The premise is gripping, the period detail is strong, and the pacing keeps things moving briskly. It is a lean, entertaining sci-fi adventure that does not overstay its welcome.
17. The Ark
Seasons: 2
The Ark follows the crew of Ark One, a spacecraft launched a century ahead of schedule after Earth becomes uninhabitable. When a disaster kills most of the senior crew early in the mission, the junior officers are left to keep the ship running and reach their destination.
It is a survival story at heart, with strong ensemble dynamics and escalating crises that make each episode feel genuinely urgent. A solid, crowd-pleasing sci-fi series.
18. The Outer
Seasons: 7
The Outer Limits is a classic anthology series that ran through the 1990s and early 2000s, delivering standalone sci-fi stories ranging from alien encounters to moral dilemmas about technology and human nature.
Each episode is self-contained, which makes it easy to dip in and out. Some episodes have dated, but the best of them still hit with surprising force. It is essential viewing for anyone who wants to understand the foundations of modern sci-fi television.
19. The Wheel of Time
Seasons: 3
The Wheel of Time is based on Robert Jordan’s sprawling fantasy series. It follows Moiraine, a powerful magic user who believes one of five young villagers may be the reincarnation of a legendary figure destined to either save or destroy the world.
The production is grand, the world-building is rich, and the show has grown more confident with each season. Rosamund Pike is excellent in the lead role, anchoring a large and ever-expanding cast.
20. The Orville
Seasons: 3
The Orville started as a comedic love letter to classic Star Trek but matured into something with genuine emotional weight by its second and third seasons.

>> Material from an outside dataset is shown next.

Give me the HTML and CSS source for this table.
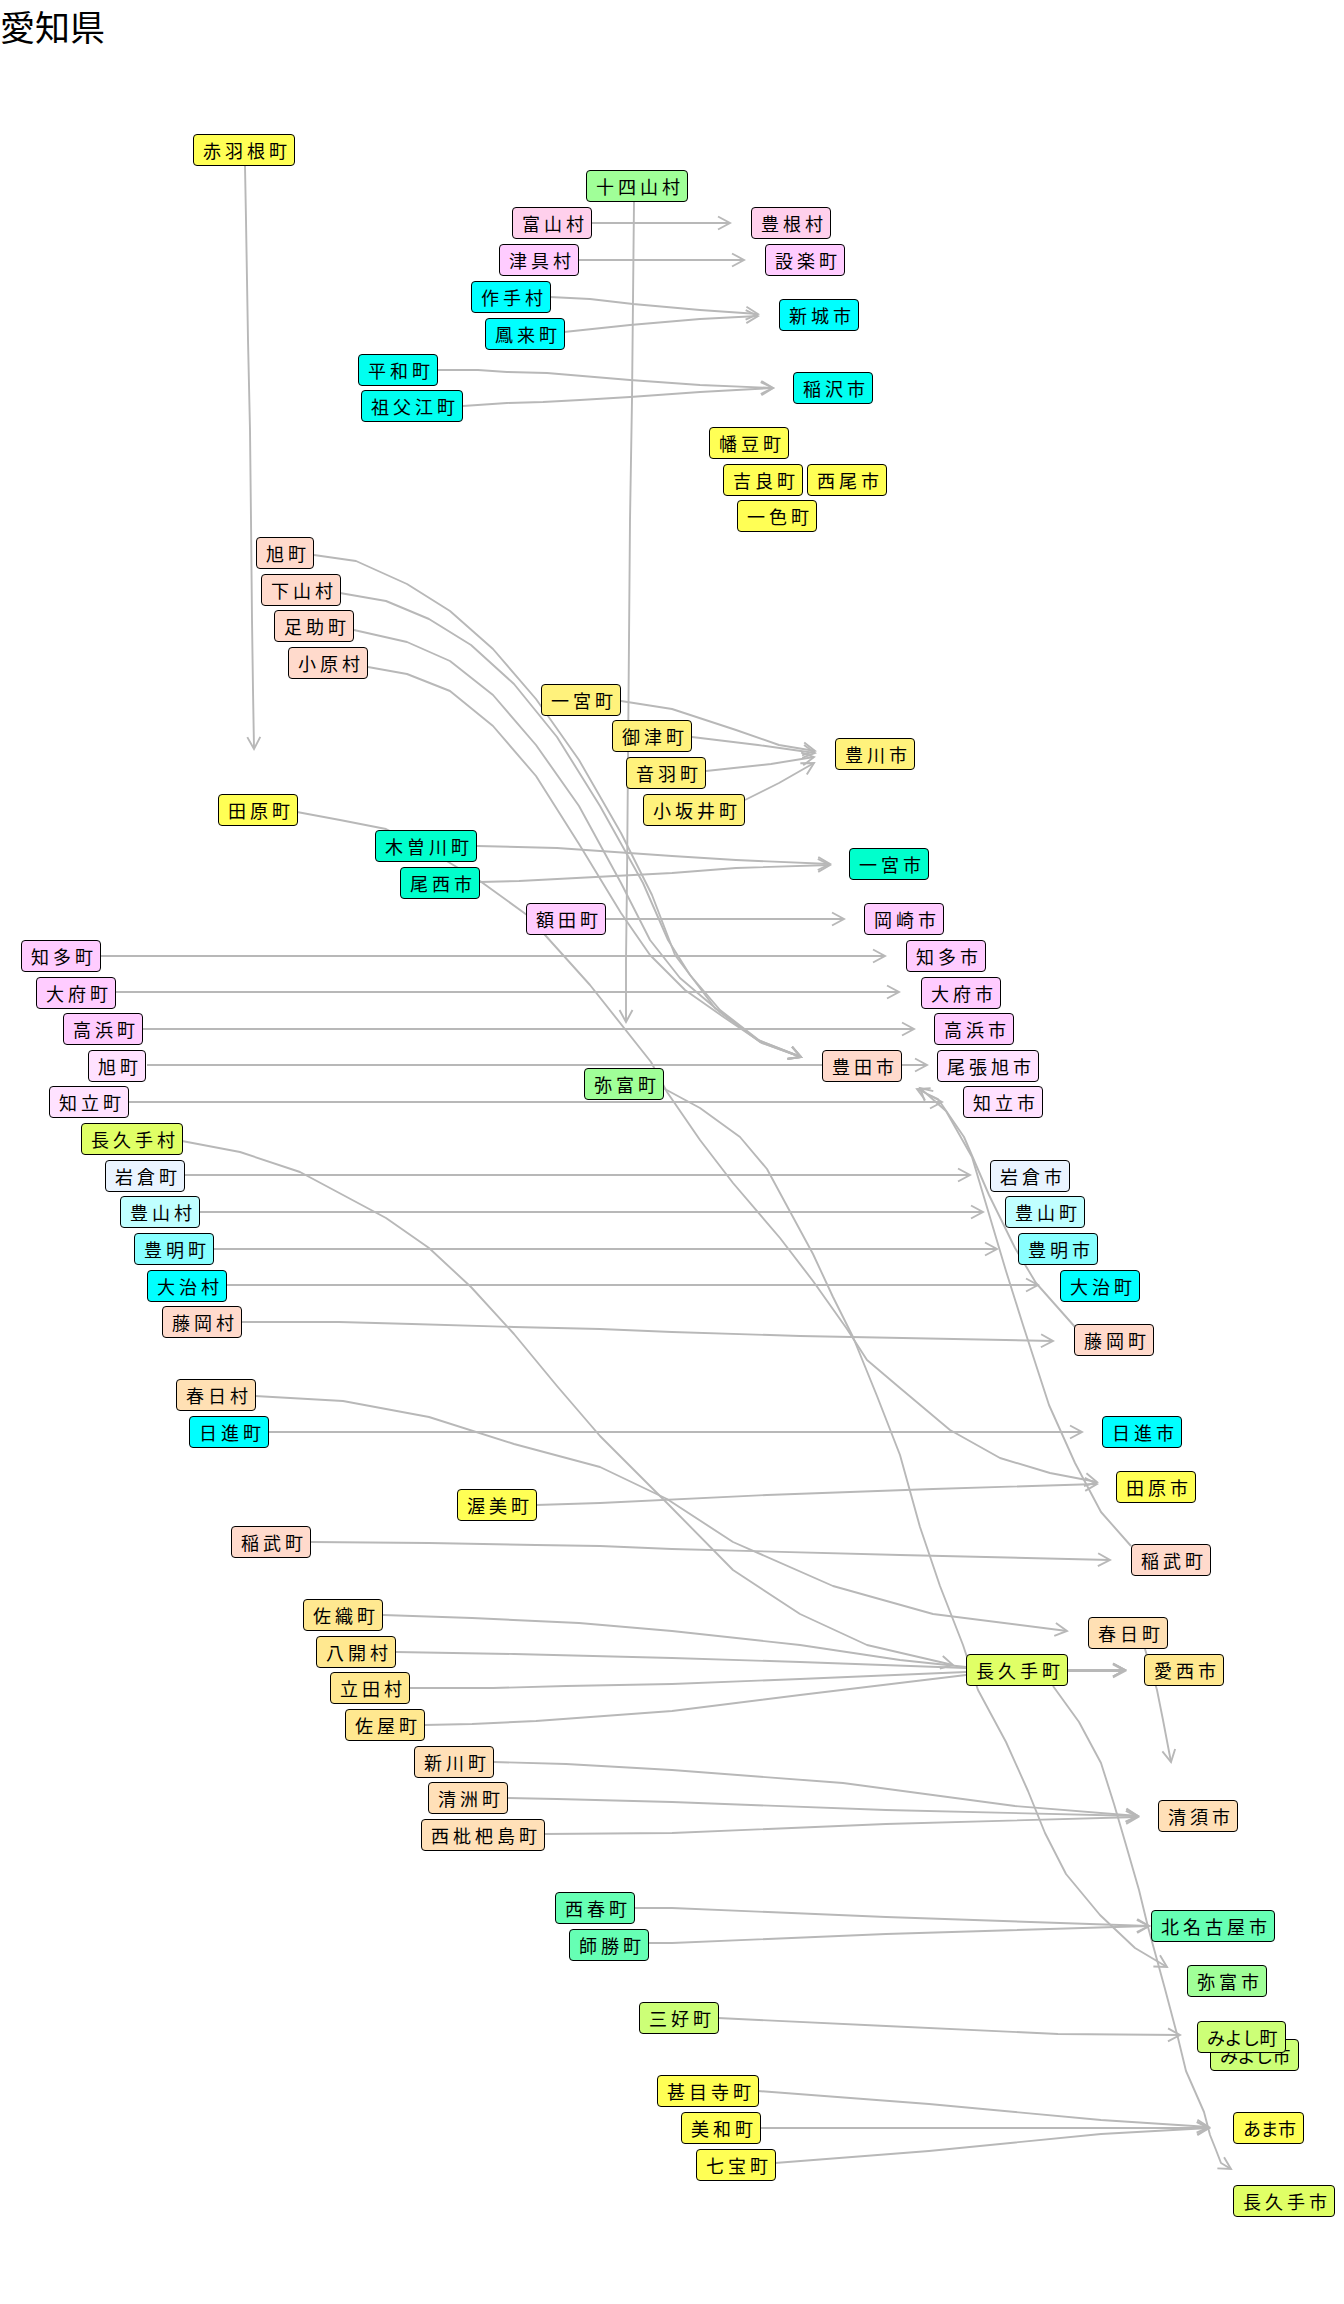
FILE: index.html
```html
<!DOCTYPE html>
<html lang="ja">
<head>
<meta charset="utf-8">
<title>愛知県</title>
<link rel="stylesheet" href="styles.css">
</head>
<body>
<div class="page">
  <h1 class="title">愛知県</h1>

  <svg class="links" width="1344" height="2304" viewBox="0 0 1344 2304" xmlns="http://www.w3.org/2000/svg">
    <defs>
      <marker id="ah" markerUnits="userSpaceOnUse" markerWidth="16" markerHeight="16" refX="13" refY="7" orient="auto" overflow="visible">
        <path class="ahp" d="M1,0.5 L13,7 L1,13.5"/>
      </marker>
    </defs>
    <polyline class="e" points="245,166 246,220 247,280 248,340 250,430 251,520 252,620 253,690 254,749"/>
    <polyline class="e" points="634,202 633,300 632,400 630,520 629,640 628,760 627,880 626,960 626,1022"/>
    <polyline class="e" points="592,223 730,223"/>
    <polyline class="e" points="578,260 744,260"/>
    <polyline class="e" points="550,297 590,299 633,304 700,310 758,314"/>
    <polyline class="e" points="564,332 630,325 700,319 758,316"/>
    <polyline class="e" points="437,370 478,370 507,372 547,373 630,380 700,385 773,388"/>
    <polyline class="e" points="463,406 507,403 543,402 580,400 630,397 700,392 773,388"/>
    <polyline class="e" points="314,555 356,561 407,584 450,611 493,649 536,699 579,760 621,833 652,895 675,955 715,1008 758,1040 801,1057"/>
    <polyline class="e" points="340,593 386,601 429,619 471,645 514,684 557,737 600,806 643,883 668,940 690,975 720,1010 760,1041 801,1057"/>
    <polyline class="e" points="354,630 407,642 450,661 493,695 536,745 579,806 621,883 650,940 680,978 720,1012 760,1042 801,1057"/>
    <polyline class="e" points="368,667 407,674 450,691 493,726 536,776 579,844 621,913 650,955 685,990 725,1018 762,1043 801,1057"/>
    <polyline class="e" points="621,701 672,709 736,730 779,745 815,751"/>
    <polyline class="e" points="692,737 758,745 815,753"/>
    <polyline class="e" points="706,771 771,764 814,757"/>
    <polyline class="e" points="745,800 779,783 814,763"/>
    <polyline class="e" points="297,812 340,820 386,829 430,851 480,881 527,915 590,985 651,1062 667,1092 700,1140 733,1183 780,1238 813,1281 847,1329 867,1360 900,1388 950,1430 1000,1458 1050,1473 1097,1482"/>
    <polyline class="e" points="477,846 557,848 672,856 736,860 830,864"/>
    <polyline class="e" points="480,882 519,881 672,873 736,868 830,865"/>
    <polyline class="e" points="606,919 844,919"/>
    <polyline class="e" points="101,956 885,956"/>
    <polyline class="e" points="114,992 899,992"/>
    <polyline class="e" points="143,1029 914,1029"/>
    <polyline class="e" points="147,1065 927,1065"/>
    <polyline class="e" points="129,1102 942,1102"/>
    <polyline class="e" points="663,1088 700,1108 740,1137 767,1169 787,1206 813,1254 833,1297 853,1337 877,1396 900,1455 920,1527 940,1586 963,1645 978,1690 1006,1742 1028,1791 1045,1833 1066,1874 1100,1915 1135,1948 1167,1967"/>
    <polyline class="e" points="182,1141 240,1152 300,1172 386,1218 429,1248 471,1287 514,1334 557,1386 600,1436 667,1503 733,1570 800,1614 867,1645 953,1665"/>
    <polyline class="e" points="185,1175 970,1175"/>
    <polyline class="e" points="199,1212 983,1212"/>
    <polyline class="e" points="213,1249 997,1249"/>
    <polyline class="e" points="227,1285 1038,1285"/>
    <polyline class="e" points="241,1322 339,1322 412,1324 514,1327 600,1329 672,1332 800,1336 1053,1341"/>
    <polyline class="e" points="1075,1327 1036,1283 1015,1248 989,1195 964,1137 938,1099 917,1089"/>
    <polyline class="e" points="1131,1546 1101,1512 1075,1463 1049,1405 1023,1325 1006,1271 989,1214 972,1157 946,1111 920,1088"/>
    <polyline class="e" points="255,1396 343,1401 429,1417 514,1444 600,1467 667,1499 733,1542 833,1586 933,1614 1067,1631"/>
    <polyline class="e" points="268,1432 1082,1432"/>
    <polyline class="e" points="536,1505 600,1503 767,1495 933,1489 1097,1484"/>
    <polyline class="e" points="311,1542 429,1543 536,1545 600,1546 672,1549 900,1555 1110,1560"/>
    <polyline class="e" points="383,1615 472,1618 579,1623 672,1631 800,1645 900,1660 966,1667 1066,1670 1125,1670"/>
    <polyline class="e" points="396,1652 514,1654 672,1658 800,1662 966,1668 1066,1670 1125,1670"/>
    <polyline class="e" points="409,1688 493,1688 566,1686 672,1684 800,1679 966,1672 1066,1670 1125,1670"/>
    <polyline class="e" points="424,1725 472,1724 536,1721 672,1711 800,1695 966,1675 1066,1671 1125,1671"/>
    <polyline class="e" points="1145,1649 1157,1690 1163,1720 1171,1762"/>
    <polyline class="e" points="494,1762 566,1764 672,1770 843,1783 1015,1806 1138,1816"/>
    <polyline class="e" points="508,1798 557,1799 672,1802 886,1810 1138,1816"/>
    <polyline class="e" points="544,1834 672,1833 886,1824 1138,1817"/>
    <polyline class="e" points="634,1908 672,1908 886,1917 1149,1926"/>
    <polyline class="e" points="648,1943 672,1943 886,1934 1149,1926"/>
    <polyline class="e" points="1053,1686 1079,1722 1101,1763 1114,1804 1126,1845 1139,1890 1148,1927 1165,1989 1178,2038 1186,2071 1204,2112 1210,2135 1216,2150 1221,2163 1231,2169"/>
    <polyline class="e" points="718,2018 886,2026 1058,2034 1180,2035"/>
    <polyline class="e" points="758,2091 929,2104 1101,2120 1209,2127"/>
    <polyline class="e" points="760,2128 1209,2128"/>
    <polyline class="e" points="775,2163 929,2151 1101,2134 1209,2128"/>
  </svg>

  <div class="n y1" style="left:193px;top:134px">赤羽根町</div>
  <div class="n g1" style="left:586px;top:170px">十四山村</div>
  <div class="n p1" style="left:512px;top:207px">富山村</div>
  <div class="n p1" style="left:751px;top:207px">豊根村</div>
  <div class="n p2" style="left:499px;top:244px">津具村</div>
  <div class="n p2" style="left:765px;top:244px">設楽町</div>
  <div class="n c1" style="left:471px;top:281px">作手村</div>
  <div class="n c1" style="left:485px;top:318px">鳳来町</div>
  <div class="n c1" style="left:779px;top:299px">新城市</div>
  <div class="n c2" style="left:358px;top:354px">平和町</div>
  <div class="n c2" style="left:361px;top:390px">祖父江町</div>
  <div class="n c2" style="left:793px;top:372px">稲沢市</div>
  <div class="n y1" style="left:709px;top:427px">幡豆町</div>
  <div class="n y1" style="left:723px;top:464px">吉良町</div>
  <div class="n y1" style="left:807px;top:464px">西尾市</div>
  <div class="n y1" style="left:737px;top:500px">一色町</div>
  <div class="n s1" style="left:256px;top:537px">旭町</div>
  <div class="n s1" style="left:261px;top:574px">下山村</div>
  <div class="n s1" style="left:274px;top:610px">足助町</div>
  <div class="n s1" style="left:288px;top:647px">小原村</div>
  <div class="n y2" style="left:541px;top:684px">一宮町</div>
  <div class="n y2" style="left:612px;top:720px">御津町</div>
  <div class="n y2" style="left:626px;top:757px">音羽町</div>
  <div class="n y2" style="left:643px;top:794px">小坂井町</div>
  <div class="n y2" style="left:835px;top:738px">豊川市</div>
  <div class="n y1" style="left:218px;top:794px">田原町</div>
  <div class="n a1" style="left:375px;top:830px">木曽川町</div>
  <div class="n a1" style="left:400px;top:867px">尾西市</div>
  <div class="n a1" style="left:849px;top:848px">一宮市</div>
  <div class="n p2" style="left:526px;top:903px">額田町</div>
  <div class="n p2" style="left:864px;top:903px">岡崎市</div>
  <div class="n p2" style="left:21px;top:940px">知多町</div>
  <div class="n p2" style="left:906px;top:940px">知多市</div>
  <div class="n p2" style="left:36px;top:977px">大府町</div>
  <div class="n p2" style="left:921px;top:977px">大府市</div>
  <div class="n p2" style="left:63px;top:1013px">高浜町</div>
  <div class="n p2" style="left:934px;top:1013px">高浜市</div>
  <div class="n p3" style="left:88px;top:1050px">旭町</div>
  <div class="n s1" style="left:822px;top:1050px">豊田市</div>
  <div class="n p3" style="left:937px;top:1050px">尾張旭市</div>
  <div class="n g1" style="left:584px;top:1068px">弥富町</div>
  <div class="n p3" style="left:49px;top:1086px">知立町</div>
  <div class="n p3" style="left:963px;top:1086px">知立市</div>
  <div class="n l1" style="left:81px;top:1123px">長久手村</div>
  <div class="n b1" style="left:105px;top:1160px">岩倉町</div>
  <div class="n b1" style="left:990px;top:1160px">岩倉市</div>
  <div class="n b2" style="left:120px;top:1196px">豊山村</div>
  <div class="n b2" style="left:1005px;top:1196px">豊山町</div>
  <div class="n b3" style="left:134px;top:1233px">豊明町</div>
  <div class="n b3" style="left:1018px;top:1233px">豊明市</div>
  <div class="n c1" style="left:147px;top:1270px">大治村</div>
  <div class="n c1" style="left:1060px;top:1270px">大治町</div>
  <div class="n s1" style="left:162px;top:1306px">藤岡村</div>
  <div class="n s1" style="left:1074px;top:1324px">藤岡町</div>
  <div class="n o1" style="left:176px;top:1379px">春日村</div>
  <div class="n c1" style="left:189px;top:1416px">日進町</div>
  <div class="n c1" style="left:1102px;top:1416px">日進市</div>
  <div class="n y1" style="left:1116px;top:1471px">田原市</div>
  <div class="n y1" style="left:457px;top:1489px">渥美町</div>
  <div class="n s1" style="left:231px;top:1526px">稲武町</div>
  <div class="n s1" style="left:1131px;top:1544px">稲武町</div>
  <div class="n o2" style="left:303px;top:1599px">佐織町</div>
  <div class="n o2" style="left:316px;top:1636px">八開村</div>
  <div class="n o2" style="left:330px;top:1672px">立田村</div>
  <div class="n o2" style="left:345px;top:1709px">佐屋町</div>
  <div class="n o1" style="left:1088px;top:1617px">春日町</div>
  <div class="n l1" style="left:966px;top:1654px">長久手町</div>
  <div class="n o2" style="left:1144px;top:1654px">愛西市</div>
  <div class="n o3" style="left:414px;top:1746px">新川町</div>
  <div class="n o3" style="left:428px;top:1782px">清洲町</div>
  <div class="n o3" style="left:421px;top:1819px">西枇杷島町</div>
  <div class="n o3" style="left:1158px;top:1800px">清須市</div>
  <div class="n m1" style="left:555px;top:1892px">西春町</div>
  <div class="n m1" style="left:569px;top:1929px">師勝町</div>
  <div class="n m1" style="left:1151px;top:1910px">北名古屋市</div>
  <div class="n g1" style="left:1187px;top:1965px">弥富市</div>
  <div class="n m2" style="left:639px;top:2002px">三好町</div>
  <div class="n m2" style="left:1210px;top:2039px"><span class="k">みよし</span>市</div>
  <div class="n m2" style="left:1197px;top:2021px"><span class="k">みよし</span>町</div>
  <div class="n y1" style="left:657px;top:2075px">甚目寺町</div>
  <div class="n y1" style="left:681px;top:2112px">美和町</div>
  <div class="n y1" style="left:696px;top:2149px">七宝町</div>
  <div class="n y1" style="left:1233px;top:2112px"><span class="k">あま</span>市</div>
  <div class="n l1" style="left:1233px;top:2185px">長久手市</div>
</div>
</body>
</html>
```

FILE: styles.css
```css
html, body {
  margin: 0;
  padding: 0;
  background: #ffffff;
}

.page {
  position: relative;
  width: 1344px;
  height: 2304px;
  overflow: hidden;
  font-family: "Noto Sans CJK JP", "Noto Sans", sans-serif;
  color: #000;
}

.title {
  margin: 0;
  font-family: "Noto Sans CJK JP", sans-serif;
  font-size: 35px;
  font-weight: normal;
  line-height: normal;
  color: #000;
}

.links {
  position: absolute;
  left: 0;
  top: 0;
}

.e {
  fill: none;
  stroke: #b8b8b8;
  stroke-width: 1.9;
  stroke-linejoin: round;
  marker-end: url(#ah);
}

.ahp {
  fill: none;
  stroke: #b8b8b8;
  stroke-width: 1.9;
}

.n {
  position: absolute;
  height: 30px;
  line-height: 30px;
  padding: 0 3px 0 9px;
  border: 1px solid #000;
  border-radius: 4px;
  font-family: "Noto Sans CJK JP", sans-serif;
  font-size: 18px;
  letter-spacing: 4px;
  white-space: nowrap;
  color: #000;
}

.k {
  letter-spacing: -0.5px;
}

.y1 { background: #ffff55; }
.y2 { background: #fff27c; }
.g1 { background: #a0ff98; }
.p1 { background: #ffd0ec; }
.p2 { background: #ffccff; }
.p3 { background: #ffe2ff; }
.c1 { background: #00ffff; }
.c2 { background: #00fff0; }
.s1 { background: #ffdacc; }
.a1 { background: #00ffcc; }
.l1 { background: #e0ff66; }
.b1 { background: #eaf4ff; }
.b2 { background: #c0ffff; }
.b3 { background: #88ffff; }
.o1 { background: #ffe0b4; }
.o2 { background: #ffe890; }
.o3 { background: #ffe0b8; }
.m1 { background: #66ffb4; }
.m2 { background: #ccff77; }
```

It follows the crew of a mid-level exploratory spaceship navigating the cosmos and each other’s complicated personalities.
Seth MacFarlane created and stars in the show, which earns its laughs without undermining the serious moments. By the third season, it had become one of the best space-exploration shows currently on television.
Conclusion
Prime Video’s science fiction lineup is genuinely impressive. From space exploration to dystopian futures, these 20 shows offer something for every kind of viewer. Pick one, start watching, and you may find it very hard to stop at just one episode.